WHAT IS EXPECTED:
Return each line of the data below verbatim; pictures are to be left out.

SUPPLIED MATERIAL:

....

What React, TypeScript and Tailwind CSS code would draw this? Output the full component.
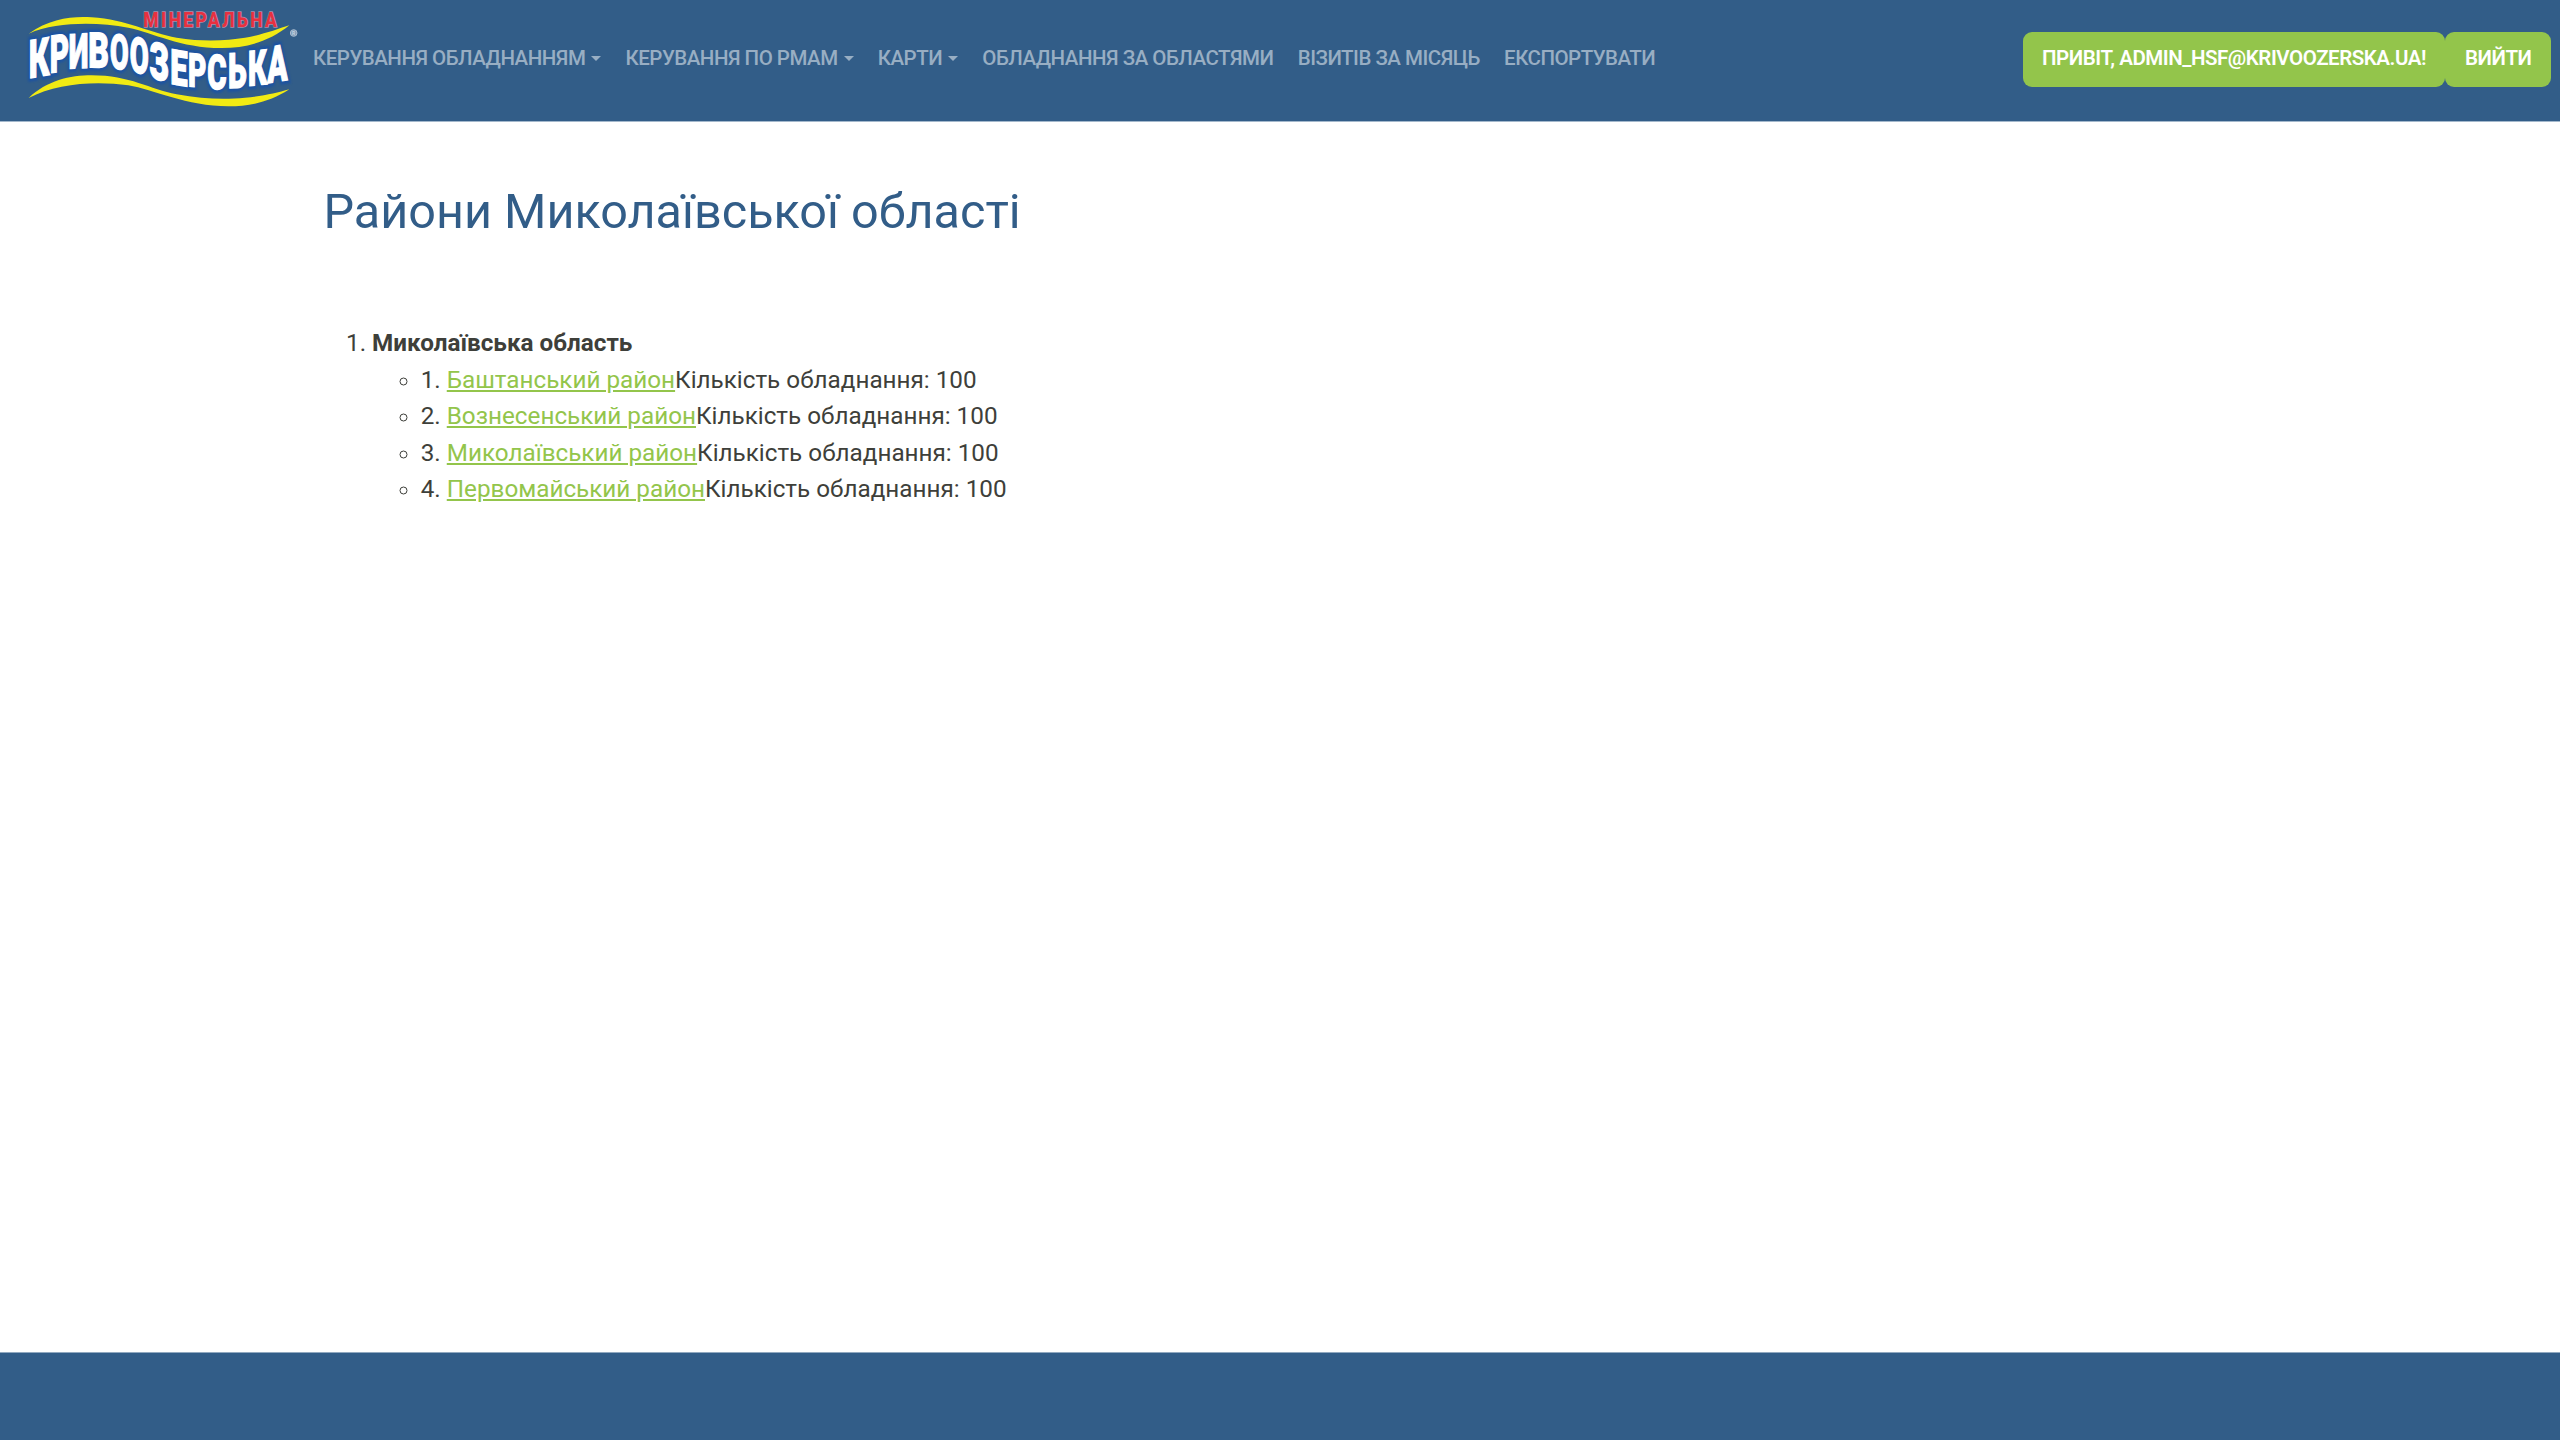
const letters = [
  { c: 'К', x: 86, y: 235, w: 62, h: 113, k: -0.17 },
  { c: 'Р', x: 149, y: 219, w: 58, h: 111, k: -0.13 },
  { c: 'И', x: 206, y: 206, w: 59, h: 103, k: -0.05 },
  { c: 'В', x: 265, y: 202, w: 62, h: 104, k: 0.02 },
  { c: 'О', x: 330, y: 205, w: 56, h: 104, k: 0.1 },
  { c: 'О', x: 389, y: 214, w: 57, h: 106, k: 0.2 },
  { c: 'З', x: 448, y: 232, w: 60, h: 110, k: 0.26 },
  { c: 'Е', x: 511, y: 251, w: 52, h: 104, k: 0.16 },
  { c: 'Р', x: 564, y: 259, w: 55, h: 100, k: 0.1 },
  { c: 'С', x: 622, y: 267, w: 58, h: 103, k: 0.02 },
  { c: 'Ь', x: 684, y: 265, w: 56, h: 104, k: -0.05 },
  { c: 'К', x: 744, y: 258, w: 57, h: 104, k: -0.1 },
  { c: 'А', x: 802, y: 250, w: 61, h: 108, k: -0.16 },
];

function Word({ className, strokeWidth }: { className: string; strokeWidth: number }) {
  return (
    <g className={className} strokeWidth={strokeWidth}>
      {letters.map((l, i) => (
        <text
          key={i}
          fontFamily="Roboto, sans-serif"
          fontWeight="900"
          fontSize={l.h / 0.711}
          textLength={l.w}
          lengthAdjust="spacingAndGlyphs"
          transform={`matrix(1 ${l.k} 0 1 ${l.x} ${l.y})`}
        >
          {l.c}
        </text>
      ))}
    </g>
  );
}

function Logo() {
  return (
    <svg viewBox="0 0 960 363" className="-mr-[7px] h-[121px] w-[320px] shrink-0" preserveAspectRatio="none">
      <Word className="fill-[#1d53a0] stroke-[#1d53a0] blur-[3px]" strokeWidth={22} />
      <Word className="fill-white stroke-white" strokeWidth={4} />
      <path
        className="fill-[#f1ea13]"
        d="M86 101C150 55 220 48 275 52C380 58 450 100 530 113C610 126 680 122 735 113C790 104 830 88 868 76C810 124 740 144 665 144C540 144 460 98 385 83C290 66 170 65 86 101Z"
      />
      <path
        className="fill-[#f1ea13]"
        d="M86 294C140 242 210 226 275 226C390 226 450 268 530 283C610 298 680 299 735 293C790 288 830 279 868 268C810 306 750 319 685 319C560 319 460 268 385 256C290 242 170 249 86 294Z"
      />
      <text
        transform="matrix(0.9 0 0 1 430 82)"
        textLength="445"
        lengthAdjust="spacing"
        fontFamily="Roboto, sans-serif"
        fontWeight="800"
        fontSize="58"
        className="fill-[#e8303f] stroke-[#a58fac] [paint-order:stroke]"
        strokeWidth="4"
      >
        МІНЕРАЛЬНА
      </text>
      <circle cx="881" cy="99" r="10" className="fill-[#7f9cba] stroke-[#a9bccf]" strokeWidth="3" />
      <text x="876" y="105" fontFamily="Roboto, sans-serif" fontWeight="700" fontSize="15" className="fill-[#c5d2df]">
        R
      </text>
    </svg>
  );
}

const nav = [
  { label: 'Керування обладнанням', menu: true },
  { label: 'Керування по РМАМ', menu: true },
  { label: 'Карти', menu: true },
  { label: 'Обладнання за областями', menu: false },
  { label: 'Візитів за місяць', menu: false },
  { label: 'Експортувати', menu: false },
];

const districts = ['Баштанський район', 'Вознесенський район', 'Миколаївський район', 'Первомайський район'];

export default function App() {
  return (
    <div className="flex h-[1440px] w-full flex-col bg-white font-[Roboto,sans-serif] text-[24.25px] leading-[36.45px] text-[#3e3f3a]">
      <header className="flex h-[122px] shrink-0 items-start border-b border-[#a3b8cc] bg-[#325d88] pr-[9px] text-[20.5px] leading-[33.4px] font-medium uppercase">
        <Logo />
        <nav className="mt-[42px] flex grow gap-[24.2px] tracking-[-0.5px] text-[#98aec3]">
          {nav.map((n) => (
            <a key={n.label} className="flex items-center whitespace-nowrap">
              {n.label}
              {n.menu && (
                <span className="ml-[6px] border-x-[5px] border-t-[5.5px] border-x-transparent border-t-[#98aec3]" />
              )}
            </a>
          ))}
        </nav>
        <div className="mt-[32px] flex font-semibold tracking-[-0.46px] text-white">
          <a className="h-[54.6px] rounded-[9px] bg-[#93c54b] px-[19.5px] pt-[10px] whitespace-nowrap">
            Привіт, admin_hsf@krivoozerska.ua!
          </a>
          <a className="h-[54.6px] rounded-[9px] bg-[#93c54b] px-[19.5px] pt-[10px] whitespace-nowrap">Вийти</a>
        </div>
      </header>
      <main className="grow pl-[323.5px]">
        <h1 className="mt-[60.5px] text-[48.55px] leading-[58.3px] font-normal text-[#325d88]">
          Райони Миколаївської області
        </h1>
        <ol className="mt-[84.6px] list-decimal pl-[48.6px]">
          <li>
            <b className="font-bold">Миколаївська область</b>
            <ul className="list-[circle] pl-[48.6px]">
              {districts.map((d, i) => (
                <li key={d}>
                  {i + 1}.{' '}
                  <a className="text-[#93c54b] underline">{d}</a>
                  Кількість обладнання: 100
                </li>
              ))}
            </ul>
          </li>
        </ol>
      </main>
      <footer className="h-[88px] shrink-0 border-t border-[#91a9c0] bg-[#325d88]" />
    </div>
  );
}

....

THE RESPONSE:
What React, TypeScript and Tailwind CSS code would draw this? Output the full component.
const letters = [
  { c: 'К', x: 86, y: 235, w: 62, h: 113, k: -0.17 },
  { c: 'Р', x: 149, y: 219, w: 58, h: 111, k: -0.13 },
  { c: 'И', x: 206, y: 206, w: 59, h: 103, k: -0.05 },
  { c: 'В', x: 265, y: 202, w: 62, h: 104, k: 0.02 },
  { c: 'О', x: 330, y: 205, w: 56, h: 104, k: 0.1 },
  { c: 'О', x: 389, y: 214, w: 57, h: 106, k: 0.2 },
  { c: 'З', x: 448, y: 232, w: 60, h: 110, k: 0.26 },
  { c: 'Е', x: 511, y: 251, w: 52, h: 104, k: 0.16 },
  { c: 'Р', x: 564, y: 259, w: 55, h: 100, k: 0.1 },
  { c: 'С', x: 622, y: 267, w: 58, h: 103, k: 0.02 },
  { c: 'Ь', x: 684, y: 265, w: 56, h: 104, k: -0.05 },
  { c: 'К', x: 744, y: 258, w: 57, h: 104, k: -0.1 },
  { c: 'А', x: 802, y: 250, w: 61, h: 108, k: -0.16 },
];

function Word({ className, strokeWidth }: { className: string; strokeWidth: number }) {
  return (
    <g className={className} strokeWidth={strokeWidth}>
      {letters.map((l, i) => (
        <text
          key={i}
          fontFamily="Roboto, sans-serif"
          fontWeight="900"
          fontSize={l.h / 0.711}
          textLength={l.w}
          lengthAdjust="spacingAndGlyphs"
          transform={`matrix(1 ${l.k} 0 1 ${l.x} ${l.y})`}
        >
          {l.c}
        </text>
      ))}
    </g>
  );
}

function Logo() {
  return (
    <svg viewBox="0 0 960 363" className="-mr-[7px] h-[121px] w-[320px] shrink-0" preserveAspectRatio="none">
      <Word className="fill-[#1d53a0] stroke-[#1d53a0] blur-[3px]" strokeWidth={22} />
      <Word className="fill-white stroke-white" strokeWidth={4} />
      <path
        className="fill-[#f1ea13]"
        d="M86 101C150 55 220 48 275 52C380 58 450 100 530 113C610 126 680 122 735 113C790 104 830 88 868 76C810 124 740 144 665 144C540 144 460 98 385 83C290 66 170 65 86 101Z"
      />
      <path
        className="fill-[#f1ea13]"
        d="M86 294C140 242 210 226 275 226C390 226 450 268 530 283C610 298 680 299 735 293C790 288 830 279 868 268C810 306 750 319 685 319C560 319 460 268 385 256C290 242 170 249 86 294Z"
      />
      <text
        transform="matrix(0.9 0 0 1 430 82)"
        textLength="445"
        lengthAdjust="spacing"
        fontFamily="Roboto, sans-serif"
        fontWeight="800"
        fontSize="58"
        className="fill-[#e8303f] stroke-[#a58fac] [paint-order:stroke]"
        strokeWidth="4"
      >
        МІНЕРАЛЬНА
      </text>
      <circle cx="881" cy="99" r="10" className="fill-[#7f9cba] stroke-[#a9bccf]" strokeWidth="3" />
      <text x="876" y="105" fontFamily="Roboto, sans-serif" fontWeight="700" fontSize="15" className="fill-[#c5d2df]">
        R
      </text>
    </svg>
  );
}

const nav = [
  { label: 'Керування обладнанням', menu: true },
  { label: 'Керування по РМАМ', menu: true },
  { label: 'Карти', menu: true },
  { label: 'Обладнання за областями', menu: false },
  { label: 'Візитів за місяць', menu: false },
  { label: 'Експортувати', menu: false },
];

const districts = ['Баштанський район', 'Вознесенський район', 'Миколаївський район', 'Первомайський район'];

export default function App() {
  return (
    <div className="flex h-[1440px] w-full flex-col bg-white font-[Roboto,sans-serif] text-[24.25px] leading-[36.45px] text-[#3e3f3a]">
      <header className="flex h-[122px] shrink-0 items-start border-b border-[#a3b8cc] bg-[#325d88] pr-[9px] text-[20.5px] leading-[33.4px] font-medium uppercase">
        <Logo />
        <nav className="mt-[42px] flex grow gap-[24.2px] tracking-[-0.5px] text-[#98aec3]">
          {nav.map((n) => (
            <a key={n.label} className="flex items-center whitespace-nowrap">
              {n.label}
              {n.menu && (
                <span className="ml-[6px] border-x-[5px] border-t-[5.5px] border-x-transparent border-t-[#98aec3]" />
              )}
            </a>
          ))}
        </nav>
        <div className="mt-[32px] flex font-semibold tracking-[-0.46px] text-white">
          <a className="h-[54.6px] rounded-[9px] bg-[#93c54b] px-[19.5px] pt-[10px] whitespace-nowrap">
            Привіт, admin_hsf@krivoozerska.ua!
          </a>
          <a className="h-[54.6px] rounded-[9px] bg-[#93c54b] px-[19.5px] pt-[10px] whitespace-nowrap">Вийти</a>
        </div>
      </header>
      <main className="grow pl-[323.5px]">
        <h1 className="mt-[60.5px] text-[48.55px] leading-[58.3px] font-normal text-[#325d88]">
          Райони Миколаївської області
        </h1>
        <ol className="mt-[84.6px] list-decimal pl-[48.6px]">
          <li>
            <b className="font-bold">Миколаївська область</b>
            <ul className="list-[circle] pl-[48.6px]">
              {districts.map((d, i) => (
                <li key={d}>
                  {i + 1}.{' '}
                  <a className="text-[#93c54b] underline">{d}</a>
                  Кількість обладнання: 100
                </li>
              ))}
            </ul>
          </li>
        </ol>
      </main>
      <footer className="h-[88px] shrink-0 border-t border-[#91a9c0] bg-[#325d88]" />
    </div>
  );
}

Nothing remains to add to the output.